Abstract
In matrix stimulation and injection treatments for removing or preventing formation damage, correct placement of the injected fluids is essential. Throughout the years, several diversion and placement techniques have been applied to obtain a desired fluid placement. These techniques are needed to overcome natural or artificially created heterogeneities. One of these heterogeneities is reservoir pressure. When barriers between the formation layers exist, the layers can have significant pressure depletion caused by production or can be overpressurized because of water flooding. To treat the layers with elevated reservoir pressures is challenging; however, they are often the target areas of a treatment. Another challenge is that during the shut-in period following the treatment, crossflow in the wellbore can be expected, which can cause undesired fluid movement.
To understand and quantify the challenges related to pressure heterogeneities, the fluid placement and crossflow in the wellbore for treatments in formations with pressure heterogeneities have been modeled. A fluid-placement simulator that has the ability to include heterogeneities in pressure was used. In addition, the effect of fluid placement with the use of distributed temperature surveys (DTS) and single-point bottomhole pressure were measured. The advanced measurement techniques were used to both monitor the placement of the fluids during the treatment and identify the crossflow in the wellbore after the treatment was finished.
These measurements provided fascinating results and provided the insight that, in about 50% of the monitored wells, crossflow could be identified up to flow rates that exceeded 1 bbl/min.

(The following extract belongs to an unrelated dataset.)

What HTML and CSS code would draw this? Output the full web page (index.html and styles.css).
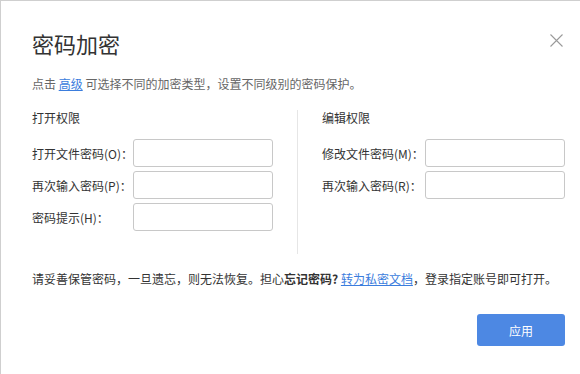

In addition, the pore pressure in the high-pressure zones could be determined by measuring the wellbore pressures when the crossflow started.
This paper discusses several case histories where the fluid placement during the treatment and the post-treatment shut-in were measured and modeled. Furthermore, techniques that can be used to optimize the fluid placement in formations with significant reservoir-pressure heterogeneities and which techniques are less useful are discussed.